Ah, la libertad. Independizarse del odio, de las ruines pequeñeces, de las gilipolleces de tanto adoctrinador de juventudes castradas, de los ayatolás que pretenden dictar la vida de los otros, de tanto nacionalista que no ve más allá de sus narices tribales, de los cobardes, de los vampiros energéticos y zombis sin imaginación para vivir plenamente.

Ponerse el mundo por montera, ser un pirata galante o una diva bailarina, atreverse a pensar por ti mismo, enamorarse de la vida, acariciar la lámpara maravillosa y vislumbrar al genio de tu corazón que concederá los deseos con la ecuación sánscrita: Ser-Consciencia-Gozo.

Regocíjate en el presente, conócete a ti mismo y mantente radiante, miserable mortal, para transformarte en criatura divina. Baila un sirtaki desnudo bajo el sol, lee en voz alta a los poetas y bautízate con la lluvia o la espuma afrodisia de las olas.

Lo dijo maravillosamente Jorge Guillén: «Ser nada más. Y basta. Es la absoluta dicha». De ti depende que no te amarguen la aventura de vivir.

Me aburren mucho las fronteras. Por eso me rebelo contra los bolastristes que quieren acotar tu corazón. Contra los vulgares líderes que predican una pureza racial cuando el mundo es mestizo.

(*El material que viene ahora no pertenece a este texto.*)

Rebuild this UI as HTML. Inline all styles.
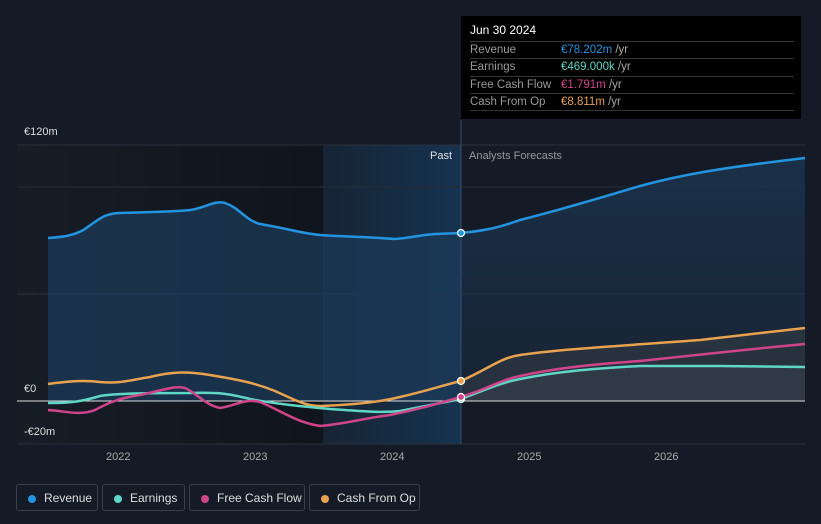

Que a estas alturas de la historia broten fanáticos en regiones tan civilizadas como la dulce Cataluña, resulta surrealista. Y para surrealismos me quedo con el universal ampurdanés Salvador Dalí, que dejó su legado al pueblo de España, y decía que si ganaban los fanáticos a los primeros que liquidaban es a los genios como él.